Gulf News (Detroit) - United Auto Workers vice-president Joe Ashton, who negotiates with General Motors, said he wants to raise the $14-an-hour entry-level wage for union members at assembly plants in talks this year.
The pay for new employees, about half of what senior workers get, is "not a middle-class wage," Ashton said in an interview after GM announced it will invest $69 million (Dh253 million) and add 2,500 jobs to start making two new models at the Detroit plant that builds the Chevrolet Volt plug-in hybrid.
The UAW's push in this year's labour talks would seek to partially pull back on a concession made four years ago before the automakers have had a chance to hire many workers under the lower wage. The union is not seeking to eliminate the entry-level wage, which is paid to 3 per cent of its members at the three largest US car companies, Ashton said.
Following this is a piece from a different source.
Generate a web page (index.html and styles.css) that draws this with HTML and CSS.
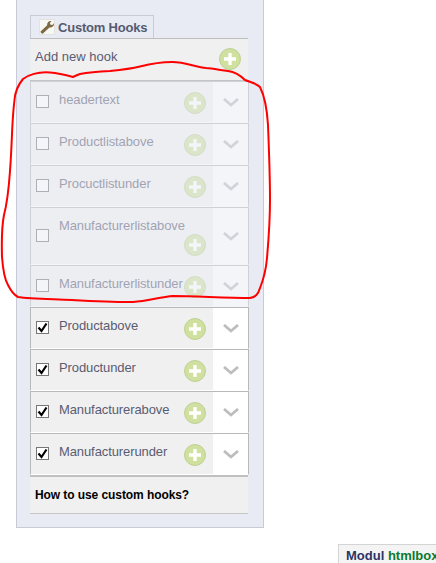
FILE: index.html
```html
<!DOCTYPE html>
<html lang="en">
<head>
<meta charset="utf-8">
<title>Custom Hooks</title>
<link rel="stylesheet" href="styles.css">
</head>
<body>
<svg class="defs" width="0" height="0" aria-hidden="true">
  <symbol id="plus" viewBox="0 0 22 22">
    <circle cx="11" cy="11" r="10.5" fill="#cfe09f" stroke="#bfd095"/>
    <path d="M11 5v12M5 11h12" stroke="#fff" stroke-width="3.4" fill="none"/>
  </symbol>
  <symbol id="chev" viewBox="0 0 16 9">
    <path d="M1 1l7 6 7-6" stroke="#bdbdbd" stroke-width="2.8" fill="none"/>
  </symbol>
  <symbol id="tick" viewBox="0 0 11 11">
    <path d="M1.5 5.5l3 3.5 5-7.500" stroke="#000" stroke-width="2.200" fill="none"/>
  </symbol>
</svg>
<main class="panel">
  <div class="tab">
    <span class="tab-icon">
      <svg width="14" height="14" viewBox="0 0 14 14"><path d="M1 13l-.5-1.500L7.200 5.200C6.800 3 8.500.8 11.500 1L9.800 3.200l.8 1.500 1.700.3L14 3.300c.2 2.800-2 4.700-4.500 4.100L2.700 13.800z" fill="#7d6a45"/></svg>
    </span>
    <span class="tab-title">Custom Hooks</span>
  </div>
  <div class="add-row">
    <span class="add-label">Add new hook</span>
    <svg class="plus" width="22" height="22"><use href="#plus"/></svg>
  </div>
  <div class="rows rows-disabled">
    <div class="row"><div class="row-main"><span class="check"></span><div class="name"><span class="label">headertext</span><svg class="plus" width="22" height="22"><use href="#plus"/></svg></div></div><div class="toggle"><svg width="16" height="9"><use href="#chev"/></svg></div></div>
    <div class="row"><div class="row-main"><span class="check"></span><div class="name"><span class="label">Productlistabove</span><svg class="plus" width="22" height="22"><use href="#plus"/></svg></div></div><div class="toggle"><svg width="16" height="9"><use href="#chev"/></svg></div></div>
    <div class="row"><div class="row-main"><span class="check"></span><div class="name"><span class="label">Procuctlistunder</span><svg class="plus" width="22" height="22"><use href="#plus"/></svg></div></div><div class="toggle"><svg width="16" height="9"><use href="#chev"/></svg></div></div>
    <div class="row"><div class="row-main"><span class="check"></span><div class="name name-wrapped"><span class="label">Manufacturerlistabove</span><svg class="plus" width="22" height="22"><use href="#plus"/></svg></div></div><div class="toggle"><svg width="16" height="9"><use href="#chev"/></svg></div></div>
    <div class="row"><div class="row-main"><span class="check"></span><div class="name"><span class="label">Manufacturerlistunder</span><svg class="plus" width="22" height="22"><use href="#plus"/></svg></div></div><div class="toggle"><svg width="16" height="9"><use href="#chev"/></svg></div></div>
  </div>
  <div class="rows">
    <div class="row"><div class="row-main"><span class="check"><svg width="11" height="11"><use href="#tick"/></svg></span><div class="name"><span class="label">Productabove</span><svg class="plus" width="22" height="22"><use href="#plus"/></svg></div></div><div class="toggle"><svg width="16" height="9"><use href="#chev"/></svg></div></div>
    <div class="row"><div class="row-main"><span class="check"><svg width="11" height="11"><use href="#tick"/></svg></span><div class="name"><span class="label">Productunder</span><svg class="plus" width="22" height="22"><use href="#plus"/></svg></div></div><div class="toggle"><svg width="16" height="9"><use href="#chev"/></svg></div></div>
    <div class="row"><div class="row-main"><span class="check"><svg width="11" height="11"><use href="#tick"/></svg></span><div class="name"><span class="label">Manufacturerabove</span><svg class="plus" width="22" height="22"><use href="#plus"/></svg></div></div><div class="toggle"><svg width="16" height="9"><use href="#chev"/></svg></div></div>
    <div class="row"><div class="row-main"><span class="check"><svg width="11" height="11"><use href="#tick"/></svg></span><div class="name"><span class="label">Manufacturerunder</span><svg class="plus" width="22" height="22"><use href="#plus"/></svg></div></div><div class="toggle"><svg width="16" height="9"><use href="#chev"/></svg></div></div>
  </div>
  <div class="help-row">How to use custom hooks?</div>
</main>
<div class="module-title">Modul <span class="module-name">htmlbox</span></div>
<svg class="scribble" width="436" height="563" viewBox="0 0 436 563" aria-hidden="true">
  <path d="M73 77C66 75 58 73 50 72.500C38 71.500 28 75 23 79C18 85 15 92 14.500 100C13 112 12.500 122 12 134C11.500 146 11 158 10 171C9 185 8 200 4 215C2 225 1.500 240 2 257C3 270 5 280 8 285C11 291 14 295 18 297C30 299 50 299 72 300C95 301 115 302 133 302C148 301 160 297 173 296C195 296 225 298 250 298C255 297 258 295 260 288C264 278 266 270 267 258C269 235 270 220 270 200C270 178 269 150 268 125C267 108 265 97 260 87C256 83 250 82 245 80C240 75 235 72 228 71C220 70 213 68.500 206 68C196 67 185 62 172 62C160 62 150 64 140 66.500C130 69 120 70 110 71C100 71.500 88 72.500 80 74C77 75 75 76 73 77Z" fill="none" stroke="#f00" stroke-width="2"/>
</svg>
</body>
</html>
```
FILE: styles.css
```css
* {
  box-sizing: border-box;
}

html,
body {
  margin: 0;
  height: 563px;
  overflow: hidden;
  background: #fff;
}

body {
  position: relative;
  font-family: "Liberation Sans", Arial, sans-serif;
  font-size: 12px;
  color: #5a5c72;
}

.defs {
  position: absolute;
}

.panel {
  width: 248px;
  height: 528px;
  margin-left: 16px;
  padding: 15px 15px 0 13px;
  background: #e8ebf4;
  border: 1px solid #c8cbd5;
  border-top: 0;
}

.tab {
  display: flex;
  align-items: center;
  gap: 3px;
  width: 124px;
  height: 23px;
  padding-left: 8px;
  border: 1px solid #c8cbd5;
  border-bottom: 0;
}

.tab-icon {
  display: flex;
  align-items: center;
  justify-content: center;
  width: 16px;
  height: 16px;
  background: #f7f7f4;
  border: 1px solid #e2e2de;
}

.tab-title {
  font-size: 13px;
  font-weight: 700;
  letter-spacing: -0.2px;
  color: #565a70;
}

.add-row {
  display: flex;
  justify-content: space-between;
  width: 218px;
  height: 43px;
  padding: 10px 6px 0 5px;
  background: #f0f0f0;
  border-top: 1px solid #bdbdc2;
  border-bottom: 1px solid #c4c4c4;
}

.add-label {
  font-size: 13px;
  line-height: 16px;
}

.plus {
  display: block;
  flex: none;
}

.add-row .plus {
  margin: -1px 1px 0 0;
}

.rows {
  width: 219px;
}

.rows-disabled {
  opacity: 0.5;
}

.rows-disabled .row-main {
  background: #f3f1f2;
}

.row {
  display: flex;
  background: #fff;
  border: 1px solid #b9b9b9;
  border-bottom: 1px solid #fff;
}

.row-main {
  display: flex;
  align-items: center;
  gap: 10px;
  width: 182px;
  padding-left: 5px;
  background: #f0f0f0;
}

.check {
  display: flex;
  align-items: center;
  justify-content: center;
  flex: none;
  width: 13px;
  height: 13px;
  margin-top: -1px;
  background: #fff;
  border: 1px solid #777;
}

.name {
  display: flex;
  justify-content: space-between;
  align-self: flex-start;
  width: 147px;
  padding: 10px 0 8px;
}

.name-wrapped {
  flex-wrap: wrap;
}

.label {
  flex: none;
  font-size: 13px;
  line-height: 16px;
  letter-spacing: -0.1px;
}

.name-wrapped .label {
  width: 100%;
}

.name-wrapped .plus {
  margin-left: auto;
}

.toggle {
  display: flex;
  align-items: center;
  justify-content: center;
  width: 35px;
}

.help-row {
  width: 218px;
  height: 39px;
  padding: 11px 0 0 5px;
  background: #f0f0f0;
  border-top: 2px solid #c0c0c0;
  border-bottom: 1px solid #c8c8c8;
  font-weight: 700;
  letter-spacing: -0.08px;
  color: #000;
}

.module-title {
  width: 110px;
  height: 30px;
  margin: 16px 0 0 338px;
  padding: 3px 0 0 7px;
  border: 1px solid #d4d4d4;
  background: #f4f4f4;
  font-size: 13px;
  font-weight: 700;
  white-space: nowrap;
  color: #2d3566;
}

.module-name {
  color: #0b7a2c;
}

.scribble {
  position: absolute;
  top: 0;
  left: 0;
  pointer-events: none;
}
```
"In negotiations, there will be some conversations about moving these people up," Ashton said. "We're not looking to make these plants uncompetitive. It's no good making $28 or $38 an hour if you don't have a job."
Balancing priorities
The union must balance priorities in negotiations between keeping costs low to secure new jobs and getting back some concessions made in recent years as GM and Chrysler Group were headed into bankruptcy, said Harley Shaiken, a professor at the University of California, Berkeley, who specialises in labour.
"The companies will resist it," Shaiken said. "It was one of the most painful concessions that the union made. They felt they had no alternative." UAW workers in US automaker plants earned $13.30 an hour in 1985, according to the Centre for Automotive Research.